Artículo

Organic time and the ever-present “now”: Wagnerian temporality in indigenous Mesoamerica.

In Symbols that Stand for Themselves (1986), Roy Wagner makes an elegant distinction between referential time or “clock” time, and what he calls organic time―a form of temporality that, unlike referential time, does not accumulate and cannot be counted in like intervals. A key distinction between these two qualitatively different forms of counting time is that referential time can be conceptualized and represented in terms of space, whereas organic time cannot. In this presentation I examine data from an indigenous culture of Mesoamerica, the Chol Mayans, in light of the Wagnerian notions of organic and referential time. Ethnographic and linguistic data from Chol speakers show that, for them, time may not be conceptualized as a spatial sequence of measurable intervals, but as a multiplicity of “nows”. In other words, in Chol worldview time is organic, rather than referential.
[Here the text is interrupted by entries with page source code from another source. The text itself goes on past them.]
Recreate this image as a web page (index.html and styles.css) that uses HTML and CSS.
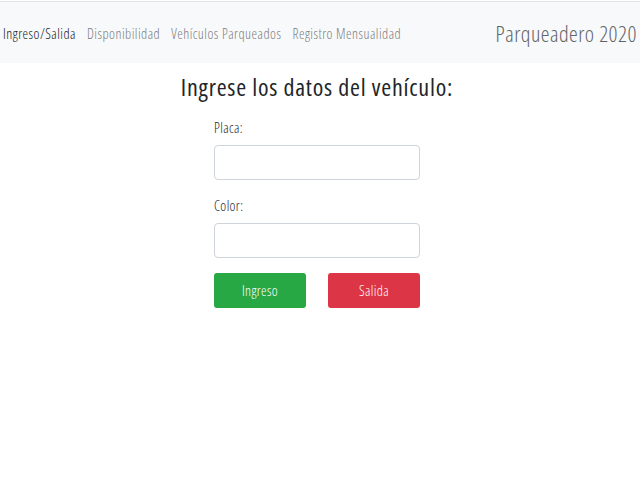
FILE: index.html
```html
<!DOCTYPE html>
<html lang="es">
<head>
<meta charset="utf-8">
<title>Parqueadero 2020</title>
<link rel="stylesheet" href="styles.css">
</head>
<body>
<nav class="navbar">
  <ul class="nav-links">
    <li><a class="nav-link active" href="#">Ingreso/Salida</a></li>
    <li><a class="nav-link" href="#">Disponibilidad</a></li>
    <li><a class="nav-link" href="#">Vehículos Parqueados</a></li>
    <li><a class="nav-link" href="#">Registro Mensualidad</a></li>
  </ul>
  <span class="brand">Parqueadero 2020</span>
</nav>
<main class="content">
  <h1 class="title">Ingrese los datos del vehículo:</h1>
  <form class="form">
    <label class="label" for="placa">Placa:</label>
    <input class="input" id="placa" type="text">
    <label class="label" for="color">Color:</label>
    <input class="input" id="color" type="text">
    <div class="buttons">
      <button type="button" class="btn btn-green">Ingreso</button>
      <button type="button" class="btn btn-red">Salida</button>
    </div>
  </form>
</main>
</body>
</html>
```
FILE: styles.css
```css
* { box-sizing: border-box; }
body {
  margin: 0;
  font-family: "Open Sans", "Noto Sans", sans-serif;
  font-stretch: 75%;
  font-weight: 300;
  color: #212529;
  background: #fff;
}
.navbar {
  margin-top: 1px;
  border-top: 1px solid #e3e5e7;
  background: #f8f9fa;
  height: 62px;
  display: flex;
  align-items: center;
  justify-content: space-between;
  padding: 0 3px 0 3px;
}
.nav-links {
  list-style: none;
  margin: 0;
  padding: 0;
  display: flex;
  gap: 11px;
}
.nav-link {
  font-size: 14px;
  letter-spacing: 0.5px;
  color: #7b7d7f;
  text-decoration: none;
}
.nav-link.active { color: #15181b; }
.brand {
  font-size: 22px;
  letter-spacing: 0.5px;
  color: #616467;
}
.content {
  display: flex;
  flex-direction: column;
  align-items: center;
  padding-right: 6px;
}
.title {
  margin: 9px 0 0;
  font-size: 24px;
  font-weight: 400;
  letter-spacing: 0.8px;
  line-height: 30px;
  color: #212529;
}
.form {
  width: 206px;
  margin-top: 16px;
  display: flex;
  flex-direction: column;
}
.label {
  font-size: 14px;
  letter-spacing: 0.4px;
  line-height: 20px;
  margin-bottom: 7px;
}
.input {
  height: 35px;
  border: 1px solid #ced4da;
  border-radius: 4px;
  margin-bottom: 16px;
  font-family: inherit;
}
.buttons {
  display: flex;
  justify-content: space-between;
  margin-top: -1px;
}
.btn {
  width: 92px;
  height: 35px;
  border: none;
  border-radius: 3px;
  color: #fff;
  font-family: inherit;
  font-stretch: 75%;
  font-weight: 300;
  letter-spacing: 0.4px;
  font-size: 14px;
}
.btn-green { background: #28a745; }
.btn-red { background: #dc3545; }
```
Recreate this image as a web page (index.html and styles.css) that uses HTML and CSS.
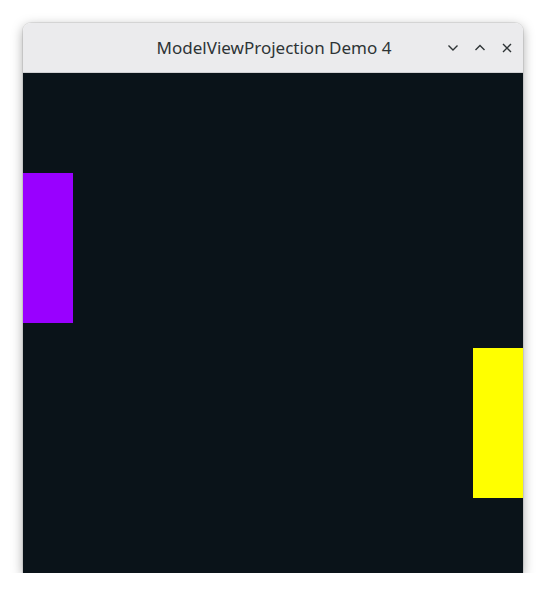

Following Wagner, I argue that in this cultural and linguistic context “It is always ‘now’ because ‘now’ is the immediacy of perception, whereas ‘then’ is the alienation of the perceived” (1986:86). Rather than constructing sequences of events as a succession of “nows” that can be arranged in a conceptual timeline, the Chol, as other Mesoamerican cultures, possess a more organic conception of time that is not translatable in terms of space and is unaffected by direction, orientation, and movement.